[START]

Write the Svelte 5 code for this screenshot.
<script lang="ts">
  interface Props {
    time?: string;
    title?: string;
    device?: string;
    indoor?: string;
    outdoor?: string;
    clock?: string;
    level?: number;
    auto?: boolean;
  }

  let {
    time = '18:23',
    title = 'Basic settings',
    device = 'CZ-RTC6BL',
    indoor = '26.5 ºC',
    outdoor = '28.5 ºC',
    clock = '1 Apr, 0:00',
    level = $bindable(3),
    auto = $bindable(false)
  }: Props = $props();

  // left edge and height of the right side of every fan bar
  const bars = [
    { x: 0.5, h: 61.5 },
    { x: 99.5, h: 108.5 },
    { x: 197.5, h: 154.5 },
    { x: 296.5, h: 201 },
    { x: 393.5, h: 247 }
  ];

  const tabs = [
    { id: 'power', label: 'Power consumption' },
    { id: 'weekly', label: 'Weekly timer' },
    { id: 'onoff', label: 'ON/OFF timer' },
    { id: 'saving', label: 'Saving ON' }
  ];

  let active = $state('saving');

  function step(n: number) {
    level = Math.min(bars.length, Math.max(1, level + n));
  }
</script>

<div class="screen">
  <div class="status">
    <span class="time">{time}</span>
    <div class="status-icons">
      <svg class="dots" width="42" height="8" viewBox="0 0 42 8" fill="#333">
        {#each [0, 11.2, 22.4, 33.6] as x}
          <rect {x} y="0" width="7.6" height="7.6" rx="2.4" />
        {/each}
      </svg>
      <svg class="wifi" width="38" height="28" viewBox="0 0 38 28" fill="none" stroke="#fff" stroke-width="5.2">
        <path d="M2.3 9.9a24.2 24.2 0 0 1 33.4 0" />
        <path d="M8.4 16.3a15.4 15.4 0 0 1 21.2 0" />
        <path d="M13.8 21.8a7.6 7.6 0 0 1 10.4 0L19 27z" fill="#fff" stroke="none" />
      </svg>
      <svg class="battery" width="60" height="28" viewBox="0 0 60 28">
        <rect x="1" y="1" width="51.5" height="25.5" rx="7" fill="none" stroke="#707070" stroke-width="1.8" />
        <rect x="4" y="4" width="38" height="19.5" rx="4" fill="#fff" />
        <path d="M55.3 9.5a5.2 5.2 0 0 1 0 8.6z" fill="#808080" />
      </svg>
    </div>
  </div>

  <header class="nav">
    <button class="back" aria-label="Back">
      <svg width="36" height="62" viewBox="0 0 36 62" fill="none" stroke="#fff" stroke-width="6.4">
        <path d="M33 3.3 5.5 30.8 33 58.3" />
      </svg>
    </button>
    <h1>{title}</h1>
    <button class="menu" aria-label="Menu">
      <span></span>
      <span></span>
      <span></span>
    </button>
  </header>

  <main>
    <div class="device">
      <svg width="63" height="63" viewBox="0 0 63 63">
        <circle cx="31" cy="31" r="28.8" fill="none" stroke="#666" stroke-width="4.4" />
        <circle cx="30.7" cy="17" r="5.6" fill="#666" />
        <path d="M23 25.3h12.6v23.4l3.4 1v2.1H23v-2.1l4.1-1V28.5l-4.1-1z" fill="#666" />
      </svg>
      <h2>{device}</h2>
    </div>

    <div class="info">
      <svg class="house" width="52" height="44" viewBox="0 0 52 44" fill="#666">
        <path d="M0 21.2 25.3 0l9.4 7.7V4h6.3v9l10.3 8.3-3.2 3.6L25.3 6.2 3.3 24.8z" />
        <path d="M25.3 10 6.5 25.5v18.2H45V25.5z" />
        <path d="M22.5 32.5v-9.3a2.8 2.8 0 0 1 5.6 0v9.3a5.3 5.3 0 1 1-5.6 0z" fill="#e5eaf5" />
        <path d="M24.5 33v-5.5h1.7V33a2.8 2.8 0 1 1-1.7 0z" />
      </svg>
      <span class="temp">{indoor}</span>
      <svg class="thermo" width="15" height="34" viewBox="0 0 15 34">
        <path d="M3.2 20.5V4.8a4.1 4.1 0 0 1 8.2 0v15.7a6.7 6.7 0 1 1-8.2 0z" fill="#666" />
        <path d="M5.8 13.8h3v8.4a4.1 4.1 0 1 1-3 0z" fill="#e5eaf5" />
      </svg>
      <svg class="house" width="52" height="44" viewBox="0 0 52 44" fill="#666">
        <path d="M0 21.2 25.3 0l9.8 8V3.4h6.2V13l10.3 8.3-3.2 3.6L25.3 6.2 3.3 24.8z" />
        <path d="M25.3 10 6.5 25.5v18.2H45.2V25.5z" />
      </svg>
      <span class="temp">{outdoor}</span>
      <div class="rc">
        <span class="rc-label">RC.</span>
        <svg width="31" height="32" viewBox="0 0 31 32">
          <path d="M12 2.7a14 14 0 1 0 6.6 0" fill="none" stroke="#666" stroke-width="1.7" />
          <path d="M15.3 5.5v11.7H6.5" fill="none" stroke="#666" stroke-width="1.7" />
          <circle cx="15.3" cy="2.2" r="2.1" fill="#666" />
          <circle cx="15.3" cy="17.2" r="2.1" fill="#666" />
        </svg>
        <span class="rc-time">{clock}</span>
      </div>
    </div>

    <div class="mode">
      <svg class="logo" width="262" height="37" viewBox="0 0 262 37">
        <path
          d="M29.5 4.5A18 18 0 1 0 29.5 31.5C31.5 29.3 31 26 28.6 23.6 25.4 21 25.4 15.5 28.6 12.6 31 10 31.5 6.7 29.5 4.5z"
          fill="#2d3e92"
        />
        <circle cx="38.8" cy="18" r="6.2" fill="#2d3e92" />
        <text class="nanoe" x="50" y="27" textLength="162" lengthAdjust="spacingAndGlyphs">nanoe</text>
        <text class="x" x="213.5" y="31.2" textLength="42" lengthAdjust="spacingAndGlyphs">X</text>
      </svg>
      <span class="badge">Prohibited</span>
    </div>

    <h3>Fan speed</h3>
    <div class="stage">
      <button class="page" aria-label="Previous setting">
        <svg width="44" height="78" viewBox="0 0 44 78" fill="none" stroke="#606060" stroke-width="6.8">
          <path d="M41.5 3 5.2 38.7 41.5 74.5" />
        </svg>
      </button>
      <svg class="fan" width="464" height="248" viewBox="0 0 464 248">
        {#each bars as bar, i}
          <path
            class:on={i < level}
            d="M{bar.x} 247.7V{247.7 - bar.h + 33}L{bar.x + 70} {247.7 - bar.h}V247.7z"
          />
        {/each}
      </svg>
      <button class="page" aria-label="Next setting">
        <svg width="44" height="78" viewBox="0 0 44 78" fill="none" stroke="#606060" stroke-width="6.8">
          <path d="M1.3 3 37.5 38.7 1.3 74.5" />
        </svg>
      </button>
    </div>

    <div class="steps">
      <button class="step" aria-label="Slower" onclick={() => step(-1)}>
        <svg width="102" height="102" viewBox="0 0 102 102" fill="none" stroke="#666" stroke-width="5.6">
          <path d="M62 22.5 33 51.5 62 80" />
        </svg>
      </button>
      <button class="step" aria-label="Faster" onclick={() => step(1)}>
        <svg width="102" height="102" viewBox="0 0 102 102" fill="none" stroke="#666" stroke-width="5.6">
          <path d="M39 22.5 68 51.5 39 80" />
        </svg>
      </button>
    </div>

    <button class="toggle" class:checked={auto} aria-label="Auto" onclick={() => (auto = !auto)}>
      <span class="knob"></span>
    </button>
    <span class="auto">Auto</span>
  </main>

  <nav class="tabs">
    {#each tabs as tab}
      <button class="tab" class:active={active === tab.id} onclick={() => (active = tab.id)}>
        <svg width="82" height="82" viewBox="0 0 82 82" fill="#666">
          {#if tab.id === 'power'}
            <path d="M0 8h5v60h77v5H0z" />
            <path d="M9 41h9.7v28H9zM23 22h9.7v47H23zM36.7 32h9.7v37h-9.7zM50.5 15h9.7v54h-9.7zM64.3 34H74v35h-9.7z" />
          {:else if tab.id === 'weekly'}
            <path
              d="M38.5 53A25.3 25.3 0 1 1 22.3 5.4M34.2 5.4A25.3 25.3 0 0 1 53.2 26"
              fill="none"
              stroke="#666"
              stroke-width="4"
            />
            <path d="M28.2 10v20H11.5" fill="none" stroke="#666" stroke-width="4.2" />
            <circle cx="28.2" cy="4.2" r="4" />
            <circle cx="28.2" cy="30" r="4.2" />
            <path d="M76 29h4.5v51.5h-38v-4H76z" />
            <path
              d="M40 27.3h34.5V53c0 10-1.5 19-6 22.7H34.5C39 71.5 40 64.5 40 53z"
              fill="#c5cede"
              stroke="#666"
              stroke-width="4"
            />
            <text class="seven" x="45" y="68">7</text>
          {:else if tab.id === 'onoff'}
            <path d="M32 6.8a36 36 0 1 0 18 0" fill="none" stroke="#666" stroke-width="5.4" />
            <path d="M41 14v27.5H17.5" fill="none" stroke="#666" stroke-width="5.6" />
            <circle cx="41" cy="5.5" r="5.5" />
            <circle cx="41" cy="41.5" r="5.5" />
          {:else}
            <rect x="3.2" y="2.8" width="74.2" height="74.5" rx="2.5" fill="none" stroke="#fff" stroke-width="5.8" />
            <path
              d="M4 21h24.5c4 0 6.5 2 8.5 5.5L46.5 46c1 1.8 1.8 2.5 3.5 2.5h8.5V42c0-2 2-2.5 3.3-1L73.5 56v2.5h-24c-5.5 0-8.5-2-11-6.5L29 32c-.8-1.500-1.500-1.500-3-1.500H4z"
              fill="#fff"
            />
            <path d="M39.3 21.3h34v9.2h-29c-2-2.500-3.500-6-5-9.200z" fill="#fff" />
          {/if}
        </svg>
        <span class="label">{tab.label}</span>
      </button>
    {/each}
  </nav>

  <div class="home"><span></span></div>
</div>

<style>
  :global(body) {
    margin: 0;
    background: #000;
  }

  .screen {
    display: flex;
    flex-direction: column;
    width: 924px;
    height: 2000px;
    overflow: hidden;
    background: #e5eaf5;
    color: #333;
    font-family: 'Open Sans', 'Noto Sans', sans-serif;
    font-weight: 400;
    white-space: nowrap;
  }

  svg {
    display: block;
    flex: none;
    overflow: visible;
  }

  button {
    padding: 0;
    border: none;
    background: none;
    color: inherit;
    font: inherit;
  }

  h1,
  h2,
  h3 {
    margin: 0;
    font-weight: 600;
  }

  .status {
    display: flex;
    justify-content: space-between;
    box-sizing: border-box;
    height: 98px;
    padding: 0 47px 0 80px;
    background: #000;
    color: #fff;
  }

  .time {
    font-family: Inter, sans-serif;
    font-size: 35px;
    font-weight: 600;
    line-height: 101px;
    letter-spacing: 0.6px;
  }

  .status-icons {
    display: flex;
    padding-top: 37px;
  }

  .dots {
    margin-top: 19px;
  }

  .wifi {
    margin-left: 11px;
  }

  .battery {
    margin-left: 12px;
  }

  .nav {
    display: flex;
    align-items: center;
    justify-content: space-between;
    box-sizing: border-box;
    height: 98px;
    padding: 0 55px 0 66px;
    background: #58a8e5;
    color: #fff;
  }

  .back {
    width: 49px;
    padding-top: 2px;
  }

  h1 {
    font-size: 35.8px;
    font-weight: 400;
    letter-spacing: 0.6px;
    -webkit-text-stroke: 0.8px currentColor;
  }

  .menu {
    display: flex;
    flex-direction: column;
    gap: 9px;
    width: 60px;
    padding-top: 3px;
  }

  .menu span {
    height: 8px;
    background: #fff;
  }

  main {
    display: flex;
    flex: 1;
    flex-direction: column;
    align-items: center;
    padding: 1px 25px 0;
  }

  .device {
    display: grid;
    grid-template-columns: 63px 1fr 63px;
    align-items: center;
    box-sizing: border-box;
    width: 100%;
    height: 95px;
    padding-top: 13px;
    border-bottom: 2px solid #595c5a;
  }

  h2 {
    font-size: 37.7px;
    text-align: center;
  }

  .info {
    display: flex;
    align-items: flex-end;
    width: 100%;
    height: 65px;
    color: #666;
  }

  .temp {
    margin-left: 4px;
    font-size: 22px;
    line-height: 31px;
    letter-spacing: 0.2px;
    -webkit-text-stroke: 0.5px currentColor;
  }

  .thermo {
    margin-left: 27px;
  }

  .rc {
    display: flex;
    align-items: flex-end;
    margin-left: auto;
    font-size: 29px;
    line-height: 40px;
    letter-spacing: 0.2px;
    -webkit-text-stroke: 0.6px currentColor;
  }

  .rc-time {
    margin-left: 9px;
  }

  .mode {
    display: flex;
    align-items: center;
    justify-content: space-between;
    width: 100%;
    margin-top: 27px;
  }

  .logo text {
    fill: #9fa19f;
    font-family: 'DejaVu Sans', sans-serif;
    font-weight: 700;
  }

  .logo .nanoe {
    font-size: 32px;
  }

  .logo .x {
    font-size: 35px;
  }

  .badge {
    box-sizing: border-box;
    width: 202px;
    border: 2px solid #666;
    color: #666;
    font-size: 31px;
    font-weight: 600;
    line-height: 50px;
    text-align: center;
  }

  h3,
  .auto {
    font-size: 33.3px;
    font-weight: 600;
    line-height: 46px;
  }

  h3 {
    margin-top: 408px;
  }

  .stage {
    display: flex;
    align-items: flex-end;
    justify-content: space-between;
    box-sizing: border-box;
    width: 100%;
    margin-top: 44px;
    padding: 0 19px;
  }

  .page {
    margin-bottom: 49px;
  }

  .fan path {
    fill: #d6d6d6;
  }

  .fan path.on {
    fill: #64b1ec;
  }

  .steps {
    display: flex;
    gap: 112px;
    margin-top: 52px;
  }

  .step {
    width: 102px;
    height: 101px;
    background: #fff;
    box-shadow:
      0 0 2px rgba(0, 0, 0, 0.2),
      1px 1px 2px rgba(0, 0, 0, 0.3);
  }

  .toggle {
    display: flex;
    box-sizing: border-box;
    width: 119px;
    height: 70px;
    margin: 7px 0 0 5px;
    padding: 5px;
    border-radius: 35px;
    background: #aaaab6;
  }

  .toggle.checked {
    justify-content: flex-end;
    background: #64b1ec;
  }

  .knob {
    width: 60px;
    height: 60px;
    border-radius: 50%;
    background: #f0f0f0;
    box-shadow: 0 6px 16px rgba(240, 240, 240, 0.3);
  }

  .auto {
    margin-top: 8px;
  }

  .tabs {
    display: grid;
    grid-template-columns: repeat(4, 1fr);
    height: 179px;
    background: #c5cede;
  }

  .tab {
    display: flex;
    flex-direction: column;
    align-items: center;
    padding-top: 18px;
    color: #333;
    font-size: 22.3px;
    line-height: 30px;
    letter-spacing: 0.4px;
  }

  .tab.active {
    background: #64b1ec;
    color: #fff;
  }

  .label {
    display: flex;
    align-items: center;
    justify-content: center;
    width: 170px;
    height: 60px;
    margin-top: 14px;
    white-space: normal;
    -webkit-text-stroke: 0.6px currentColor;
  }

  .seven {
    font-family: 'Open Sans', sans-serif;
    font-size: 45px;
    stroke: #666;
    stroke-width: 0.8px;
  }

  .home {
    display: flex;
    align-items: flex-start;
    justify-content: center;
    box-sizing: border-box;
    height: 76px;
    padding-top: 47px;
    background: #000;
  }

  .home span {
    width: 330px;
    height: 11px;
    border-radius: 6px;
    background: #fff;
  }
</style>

[END]

Reproduce only the lines from the top of the material through the one bearing "Props = $props();", each exactly as it stands.

Write the Svelte 5 code for this screenshot.
<script lang="ts">
  interface Props {
    time?: string;
    title?: string;
    device?: string;
    indoor?: string;
    outdoor?: string;
    clock?: string;
    level?: number;
    auto?: boolean;
  }

  let {
    time = '18:23',
    title = 'Basic settings',
    device = 'CZ-RTC6BL',
    indoor = '26.5 ºC',
    outdoor = '28.5 ºC',
    clock = '1 Apr, 0:00',
    level = $bindable(3),
    auto = $bindable(false)
  }: Props = $props();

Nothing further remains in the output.